Мы встаем из-за стола, и она ведет меня в соседнюю комнату, где на стене висит большой портрет Фадеева, вроде тех, что раньше были в учебниках по литературе для старших классов. Очень отретушированный, оптимистически официальный. Прямой взгляд, светлые волосы, белая рубашка с галстуком. И тут же рядом — маленькая фотография Элеоноры Дузе, нежно подкрашенная от руки акварелью. Кажется, она была снята в роли Маргариты Готье.
— Мне ее подарил мой первый муж, Николай Михайлович Горчаков. Правда, она прекрасна? Если бы я умела молиться, то молилась бы, глядя на нее. Но сейчас я так плохо вижу.
— Вы не верите в Бога?
— В моем возрасте надо быть совсем уж безнадежной дурой, чтобы не верить в Бога. Конечно, верю. Просто вся жизнь прошла в театре, а в нем на самом деле так мало божественного… Ну, если только вот Дузе.
И она снова посмотрела в сторону портрета, будто пыталась там увидеть что-то такое, чего не видел никто.

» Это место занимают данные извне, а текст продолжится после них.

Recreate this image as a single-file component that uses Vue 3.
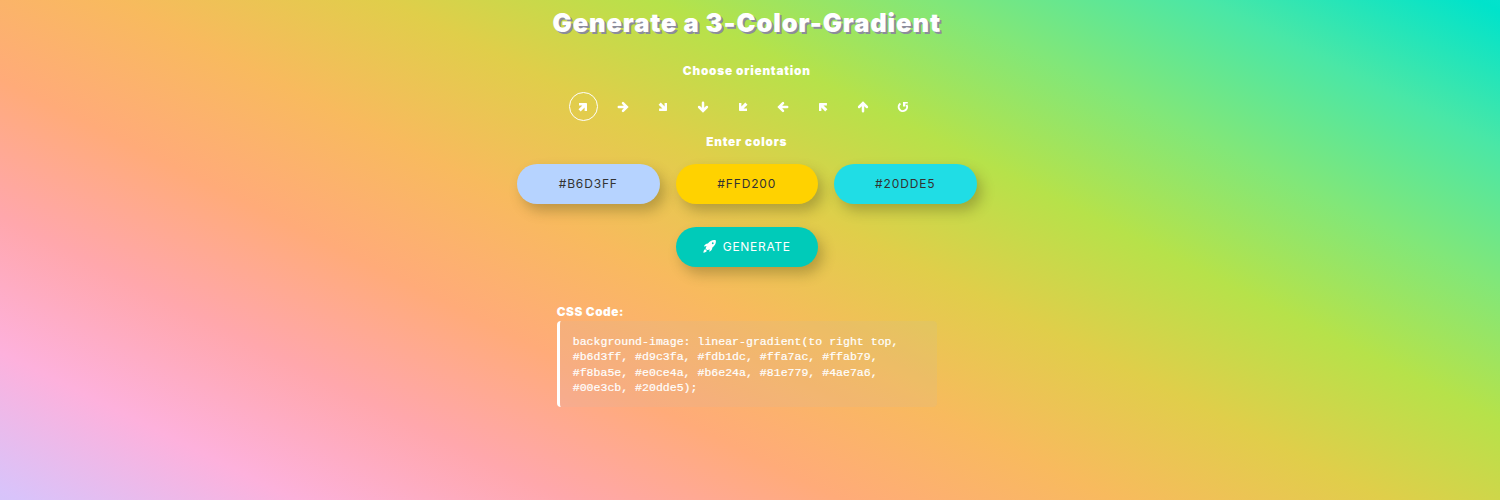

За разговорами мы засиделись за полночь. Пора было и честь знать. Хозяйка устала. Уже в прихожей по московской традиции она стала совать мне в карман мандарины с праздничного стола. Зачем? На дорожку! «Вы забегайте ко мне, забегайте», — игриво прощалась она.
Но больше мы не виделись. Вульф говорил, что в последний год она сильно сдала и мало кого узнавала. Ангелина Иосифовна умерла 17 мая 2000 года. МХАТ был на гастролях в Южной Корее, и никого из труппы не было. Когда я вошел в театр, гроб стоял на сцене, а зал был почти пустой. Только какие-то старики и старушки робко жались в амфитеатре со своими цветочками. Это позволило Михаилу Швыдкому, выступавшему с официальной речью от Министерства культуры, попенять Степановой: «Судя по нынешнему залу, артистка зажилась».
Таня Горячева, многолетняя помощница Ефремова, завидев меня в партере, бросилась с просьбой: «Сережа, умоляю, выручите! Совершенно некому выступать».